▸ **Task to complete**
Each line that includes the word "produces" counts once; give the total and nothing more.
....................
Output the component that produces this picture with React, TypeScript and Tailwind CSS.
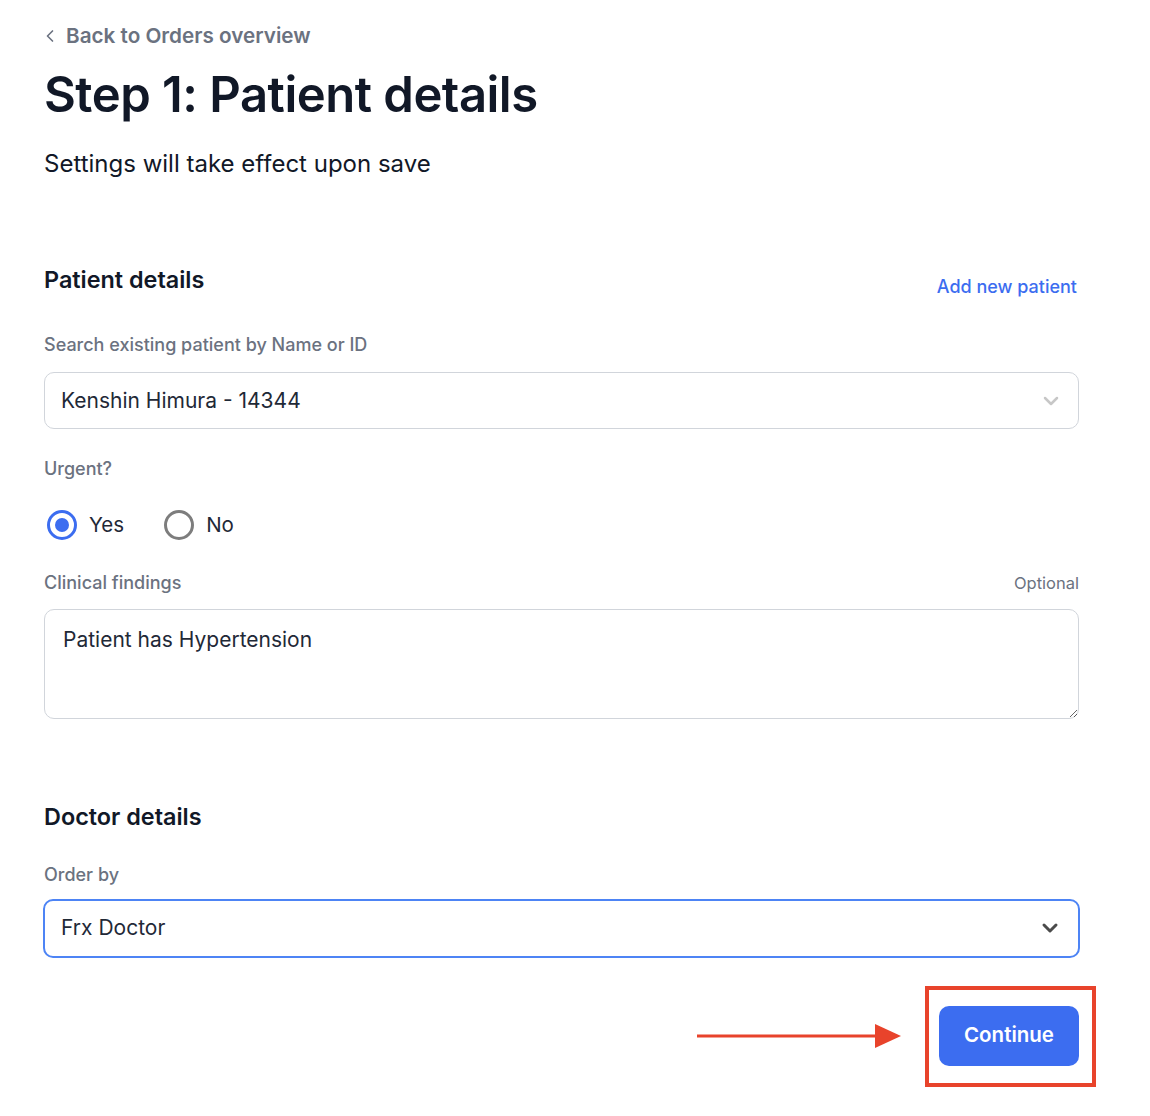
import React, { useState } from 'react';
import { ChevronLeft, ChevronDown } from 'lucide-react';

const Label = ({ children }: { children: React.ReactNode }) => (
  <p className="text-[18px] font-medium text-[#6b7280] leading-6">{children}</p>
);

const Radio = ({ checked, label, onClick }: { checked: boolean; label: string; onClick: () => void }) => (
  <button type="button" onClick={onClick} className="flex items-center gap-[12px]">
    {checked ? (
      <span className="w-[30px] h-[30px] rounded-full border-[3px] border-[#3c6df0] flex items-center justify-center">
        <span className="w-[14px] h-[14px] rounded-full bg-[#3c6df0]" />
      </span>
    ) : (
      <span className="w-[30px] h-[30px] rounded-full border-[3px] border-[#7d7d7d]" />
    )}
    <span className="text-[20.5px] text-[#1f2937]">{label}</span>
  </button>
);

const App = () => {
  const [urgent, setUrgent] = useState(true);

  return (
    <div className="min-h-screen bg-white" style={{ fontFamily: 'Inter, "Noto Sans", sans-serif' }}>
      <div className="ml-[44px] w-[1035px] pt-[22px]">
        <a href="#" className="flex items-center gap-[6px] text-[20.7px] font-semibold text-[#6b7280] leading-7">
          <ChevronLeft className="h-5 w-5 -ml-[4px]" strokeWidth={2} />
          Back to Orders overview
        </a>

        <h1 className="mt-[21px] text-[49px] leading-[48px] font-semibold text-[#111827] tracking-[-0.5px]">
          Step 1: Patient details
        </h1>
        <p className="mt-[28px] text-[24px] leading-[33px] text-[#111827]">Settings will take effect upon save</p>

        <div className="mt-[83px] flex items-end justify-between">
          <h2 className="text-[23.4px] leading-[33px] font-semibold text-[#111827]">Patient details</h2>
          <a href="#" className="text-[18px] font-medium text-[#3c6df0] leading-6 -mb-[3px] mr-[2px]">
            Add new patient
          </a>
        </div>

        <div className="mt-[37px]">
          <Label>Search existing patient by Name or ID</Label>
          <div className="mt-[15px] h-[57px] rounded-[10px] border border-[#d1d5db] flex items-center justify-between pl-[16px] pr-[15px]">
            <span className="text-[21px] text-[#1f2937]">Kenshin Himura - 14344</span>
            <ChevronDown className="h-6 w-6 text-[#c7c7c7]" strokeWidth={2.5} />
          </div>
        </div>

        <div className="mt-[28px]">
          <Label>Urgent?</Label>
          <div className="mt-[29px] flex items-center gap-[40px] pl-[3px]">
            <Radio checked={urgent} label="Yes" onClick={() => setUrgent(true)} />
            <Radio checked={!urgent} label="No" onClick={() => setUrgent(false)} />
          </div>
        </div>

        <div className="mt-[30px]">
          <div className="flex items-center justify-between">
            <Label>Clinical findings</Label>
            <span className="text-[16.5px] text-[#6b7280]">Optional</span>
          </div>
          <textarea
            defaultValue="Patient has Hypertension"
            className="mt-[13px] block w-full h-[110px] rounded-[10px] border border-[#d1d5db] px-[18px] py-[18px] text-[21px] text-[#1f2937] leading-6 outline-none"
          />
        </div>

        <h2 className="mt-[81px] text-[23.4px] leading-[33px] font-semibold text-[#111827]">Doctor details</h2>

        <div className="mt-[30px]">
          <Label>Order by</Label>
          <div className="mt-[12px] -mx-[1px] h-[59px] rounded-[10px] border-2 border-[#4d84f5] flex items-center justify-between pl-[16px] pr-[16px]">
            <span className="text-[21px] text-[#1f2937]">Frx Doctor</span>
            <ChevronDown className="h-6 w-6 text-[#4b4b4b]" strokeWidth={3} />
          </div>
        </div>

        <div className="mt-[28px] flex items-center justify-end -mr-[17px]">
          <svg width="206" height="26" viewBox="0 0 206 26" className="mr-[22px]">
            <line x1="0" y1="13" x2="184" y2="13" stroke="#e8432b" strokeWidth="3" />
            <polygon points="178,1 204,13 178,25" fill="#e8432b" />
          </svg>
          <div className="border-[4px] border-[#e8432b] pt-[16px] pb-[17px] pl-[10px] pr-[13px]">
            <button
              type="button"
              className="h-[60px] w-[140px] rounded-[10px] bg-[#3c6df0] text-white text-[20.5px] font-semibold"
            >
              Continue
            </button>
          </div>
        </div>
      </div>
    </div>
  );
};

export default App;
....................
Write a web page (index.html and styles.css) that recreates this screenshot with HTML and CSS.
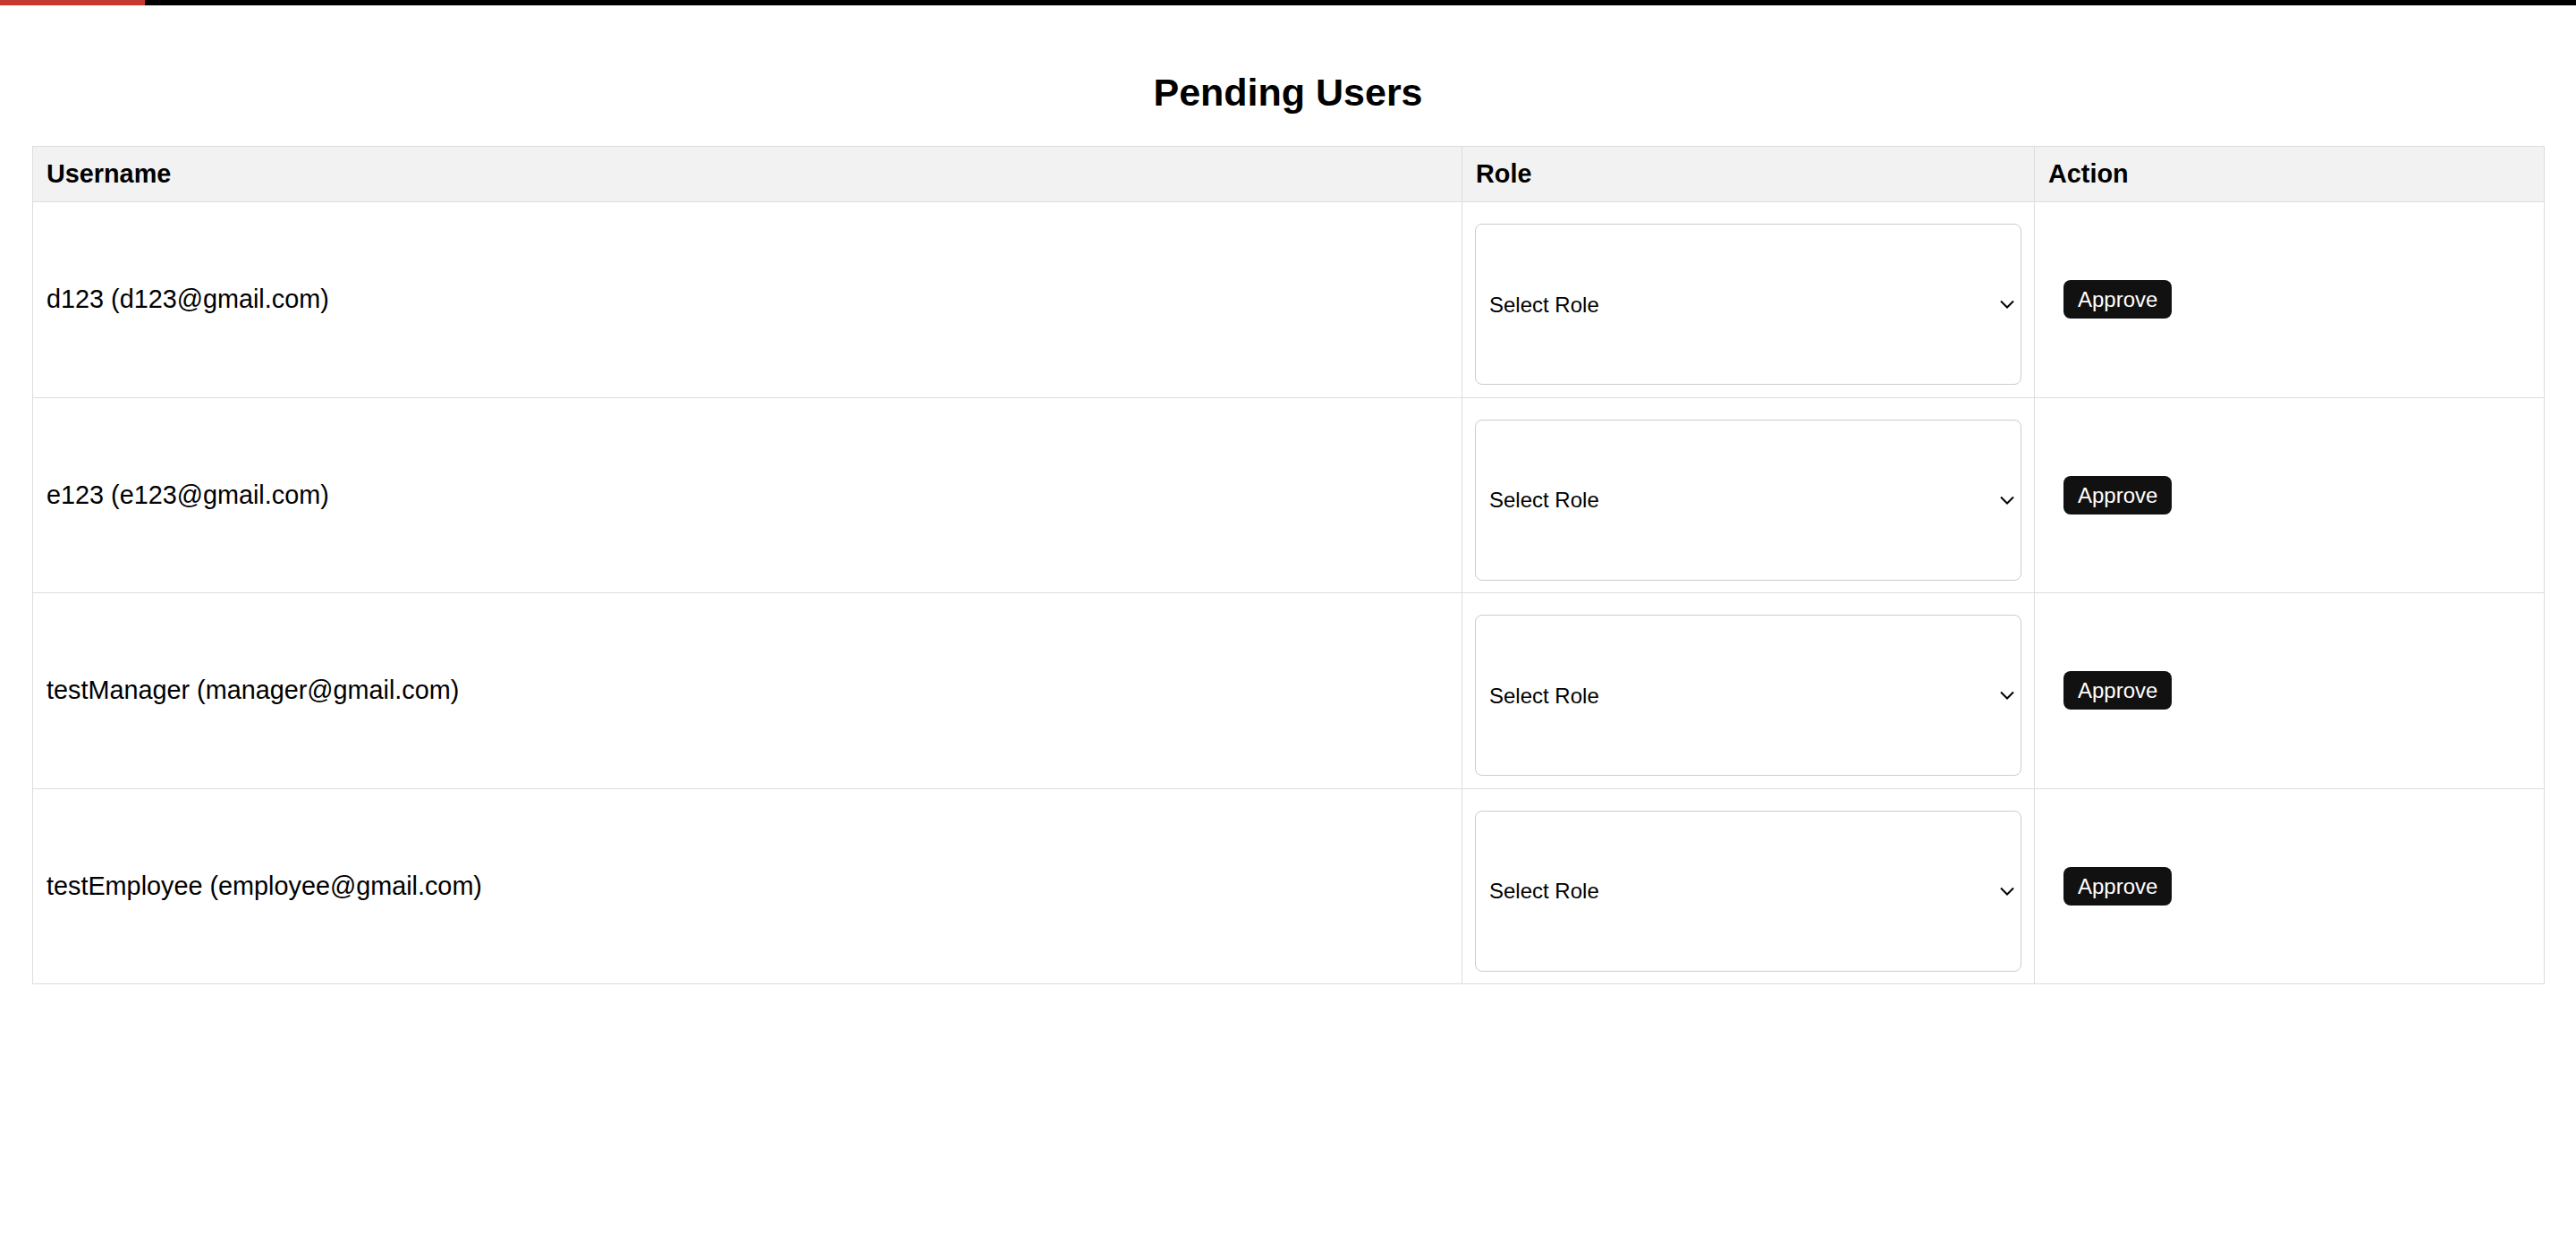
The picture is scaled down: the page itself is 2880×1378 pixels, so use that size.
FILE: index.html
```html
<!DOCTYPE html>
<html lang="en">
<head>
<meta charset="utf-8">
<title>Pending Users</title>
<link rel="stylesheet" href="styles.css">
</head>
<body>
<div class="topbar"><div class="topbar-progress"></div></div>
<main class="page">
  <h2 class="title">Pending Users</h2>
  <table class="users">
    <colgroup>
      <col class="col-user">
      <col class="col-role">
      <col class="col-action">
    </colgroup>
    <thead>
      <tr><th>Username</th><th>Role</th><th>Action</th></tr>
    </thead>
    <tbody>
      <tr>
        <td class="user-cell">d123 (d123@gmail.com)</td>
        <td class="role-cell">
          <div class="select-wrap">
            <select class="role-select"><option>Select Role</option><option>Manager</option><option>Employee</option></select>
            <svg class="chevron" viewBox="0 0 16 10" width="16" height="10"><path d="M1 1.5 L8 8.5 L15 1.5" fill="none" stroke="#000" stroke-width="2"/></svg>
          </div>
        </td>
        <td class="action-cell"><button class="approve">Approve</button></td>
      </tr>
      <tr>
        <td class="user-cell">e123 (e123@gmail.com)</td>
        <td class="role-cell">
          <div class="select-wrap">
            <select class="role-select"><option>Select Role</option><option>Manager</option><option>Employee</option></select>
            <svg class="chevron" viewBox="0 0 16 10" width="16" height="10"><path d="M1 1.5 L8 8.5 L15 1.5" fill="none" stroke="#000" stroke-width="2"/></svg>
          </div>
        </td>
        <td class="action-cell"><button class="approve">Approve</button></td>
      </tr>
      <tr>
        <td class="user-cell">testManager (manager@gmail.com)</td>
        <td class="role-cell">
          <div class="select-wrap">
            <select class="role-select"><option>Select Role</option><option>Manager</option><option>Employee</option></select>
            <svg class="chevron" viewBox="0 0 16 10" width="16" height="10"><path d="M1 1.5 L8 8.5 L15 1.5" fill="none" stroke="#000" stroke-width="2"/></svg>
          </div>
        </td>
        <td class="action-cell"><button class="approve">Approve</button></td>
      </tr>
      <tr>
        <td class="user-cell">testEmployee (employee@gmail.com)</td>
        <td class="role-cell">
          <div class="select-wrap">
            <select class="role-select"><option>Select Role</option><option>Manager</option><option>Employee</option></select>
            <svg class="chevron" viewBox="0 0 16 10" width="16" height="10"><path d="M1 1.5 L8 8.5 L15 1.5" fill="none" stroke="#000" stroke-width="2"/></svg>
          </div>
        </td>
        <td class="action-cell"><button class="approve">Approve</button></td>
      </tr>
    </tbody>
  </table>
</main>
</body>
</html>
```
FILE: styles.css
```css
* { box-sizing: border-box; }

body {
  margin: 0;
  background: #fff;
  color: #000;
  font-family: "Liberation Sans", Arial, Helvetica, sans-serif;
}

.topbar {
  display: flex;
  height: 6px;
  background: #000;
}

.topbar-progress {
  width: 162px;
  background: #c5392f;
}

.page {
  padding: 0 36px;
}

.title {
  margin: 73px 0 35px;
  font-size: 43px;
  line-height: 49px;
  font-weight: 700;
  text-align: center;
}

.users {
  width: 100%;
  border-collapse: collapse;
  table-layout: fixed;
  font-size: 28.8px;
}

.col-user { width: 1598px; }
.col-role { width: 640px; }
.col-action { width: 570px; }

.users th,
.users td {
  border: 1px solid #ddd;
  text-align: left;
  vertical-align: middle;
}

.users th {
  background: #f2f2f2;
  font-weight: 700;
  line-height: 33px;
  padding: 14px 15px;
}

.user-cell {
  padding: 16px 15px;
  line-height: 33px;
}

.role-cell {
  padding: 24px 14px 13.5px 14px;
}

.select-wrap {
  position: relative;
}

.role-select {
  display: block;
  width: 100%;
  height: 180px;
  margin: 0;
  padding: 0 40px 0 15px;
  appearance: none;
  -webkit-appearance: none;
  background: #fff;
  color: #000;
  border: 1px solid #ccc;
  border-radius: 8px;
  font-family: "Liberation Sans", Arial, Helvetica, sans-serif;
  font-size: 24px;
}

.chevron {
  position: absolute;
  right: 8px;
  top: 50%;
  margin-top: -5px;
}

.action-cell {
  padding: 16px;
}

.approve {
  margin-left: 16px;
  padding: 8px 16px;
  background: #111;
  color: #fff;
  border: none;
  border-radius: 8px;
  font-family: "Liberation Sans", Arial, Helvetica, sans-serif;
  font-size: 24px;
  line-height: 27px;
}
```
....................
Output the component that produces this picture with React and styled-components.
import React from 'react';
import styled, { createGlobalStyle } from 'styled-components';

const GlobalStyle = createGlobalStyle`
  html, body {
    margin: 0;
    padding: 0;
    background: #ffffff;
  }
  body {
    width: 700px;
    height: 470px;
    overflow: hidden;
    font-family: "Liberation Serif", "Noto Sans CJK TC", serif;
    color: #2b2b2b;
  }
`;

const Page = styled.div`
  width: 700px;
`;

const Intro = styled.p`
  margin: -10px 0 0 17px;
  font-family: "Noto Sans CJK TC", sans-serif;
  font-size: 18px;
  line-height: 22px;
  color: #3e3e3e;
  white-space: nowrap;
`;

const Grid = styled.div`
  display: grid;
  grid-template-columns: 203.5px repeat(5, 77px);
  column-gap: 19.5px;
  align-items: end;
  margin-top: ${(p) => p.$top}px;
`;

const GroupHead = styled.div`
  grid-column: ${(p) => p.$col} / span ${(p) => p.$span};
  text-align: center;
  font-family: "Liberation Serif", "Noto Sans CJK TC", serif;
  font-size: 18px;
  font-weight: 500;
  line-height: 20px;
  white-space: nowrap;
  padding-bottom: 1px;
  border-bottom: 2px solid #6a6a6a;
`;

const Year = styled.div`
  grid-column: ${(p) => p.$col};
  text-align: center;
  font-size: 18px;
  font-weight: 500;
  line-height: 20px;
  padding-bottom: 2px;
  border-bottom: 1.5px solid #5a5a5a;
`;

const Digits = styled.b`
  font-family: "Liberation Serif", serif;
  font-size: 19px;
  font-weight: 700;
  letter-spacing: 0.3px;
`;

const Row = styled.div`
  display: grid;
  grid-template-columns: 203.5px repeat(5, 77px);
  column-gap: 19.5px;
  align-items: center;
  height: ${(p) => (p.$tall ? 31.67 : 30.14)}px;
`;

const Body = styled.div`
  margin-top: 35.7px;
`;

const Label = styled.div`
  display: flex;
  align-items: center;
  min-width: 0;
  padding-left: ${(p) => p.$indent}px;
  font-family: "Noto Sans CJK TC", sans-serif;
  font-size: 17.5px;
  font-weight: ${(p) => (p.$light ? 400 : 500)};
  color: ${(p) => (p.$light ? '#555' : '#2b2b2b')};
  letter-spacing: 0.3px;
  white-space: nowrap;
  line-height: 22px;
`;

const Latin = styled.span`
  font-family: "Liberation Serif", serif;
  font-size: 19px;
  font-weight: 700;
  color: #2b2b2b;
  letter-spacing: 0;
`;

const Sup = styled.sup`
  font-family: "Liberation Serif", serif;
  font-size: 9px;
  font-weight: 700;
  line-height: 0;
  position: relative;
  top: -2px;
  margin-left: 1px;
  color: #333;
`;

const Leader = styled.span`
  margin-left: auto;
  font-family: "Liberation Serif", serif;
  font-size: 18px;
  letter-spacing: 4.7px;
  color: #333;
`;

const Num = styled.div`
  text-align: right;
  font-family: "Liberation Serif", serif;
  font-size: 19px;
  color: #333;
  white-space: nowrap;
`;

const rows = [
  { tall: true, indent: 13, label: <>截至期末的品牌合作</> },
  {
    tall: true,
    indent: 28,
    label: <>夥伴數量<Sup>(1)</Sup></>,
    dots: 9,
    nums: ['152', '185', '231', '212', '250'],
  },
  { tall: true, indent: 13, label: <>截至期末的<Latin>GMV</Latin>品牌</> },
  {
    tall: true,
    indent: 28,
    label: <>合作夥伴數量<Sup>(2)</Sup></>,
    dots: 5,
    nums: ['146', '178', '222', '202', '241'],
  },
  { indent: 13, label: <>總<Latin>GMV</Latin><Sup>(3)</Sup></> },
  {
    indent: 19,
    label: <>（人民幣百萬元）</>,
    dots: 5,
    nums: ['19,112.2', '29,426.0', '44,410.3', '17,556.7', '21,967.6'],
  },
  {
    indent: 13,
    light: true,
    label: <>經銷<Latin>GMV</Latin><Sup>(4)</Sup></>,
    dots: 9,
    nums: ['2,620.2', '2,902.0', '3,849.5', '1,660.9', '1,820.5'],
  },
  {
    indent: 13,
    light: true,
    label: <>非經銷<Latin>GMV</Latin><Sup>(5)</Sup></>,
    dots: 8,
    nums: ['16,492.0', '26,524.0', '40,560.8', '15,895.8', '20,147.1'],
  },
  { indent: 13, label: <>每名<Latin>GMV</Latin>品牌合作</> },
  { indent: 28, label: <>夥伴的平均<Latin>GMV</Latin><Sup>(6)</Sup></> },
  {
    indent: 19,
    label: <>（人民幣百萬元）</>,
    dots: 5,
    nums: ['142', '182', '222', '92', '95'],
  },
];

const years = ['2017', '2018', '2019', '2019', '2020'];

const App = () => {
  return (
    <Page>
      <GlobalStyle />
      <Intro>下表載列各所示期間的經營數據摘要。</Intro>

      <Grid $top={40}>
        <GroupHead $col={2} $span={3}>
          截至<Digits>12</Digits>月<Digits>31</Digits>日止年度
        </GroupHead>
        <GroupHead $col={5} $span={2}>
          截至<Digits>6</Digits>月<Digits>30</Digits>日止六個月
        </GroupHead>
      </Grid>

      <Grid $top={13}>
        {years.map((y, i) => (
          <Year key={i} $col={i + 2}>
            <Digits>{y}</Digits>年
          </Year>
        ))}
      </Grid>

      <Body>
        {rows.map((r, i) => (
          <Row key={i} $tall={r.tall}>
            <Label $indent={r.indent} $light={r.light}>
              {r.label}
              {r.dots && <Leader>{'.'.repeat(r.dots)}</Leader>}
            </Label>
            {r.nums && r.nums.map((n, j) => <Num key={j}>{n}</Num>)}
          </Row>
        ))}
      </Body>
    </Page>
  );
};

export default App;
....................
▸ **Full answer**
2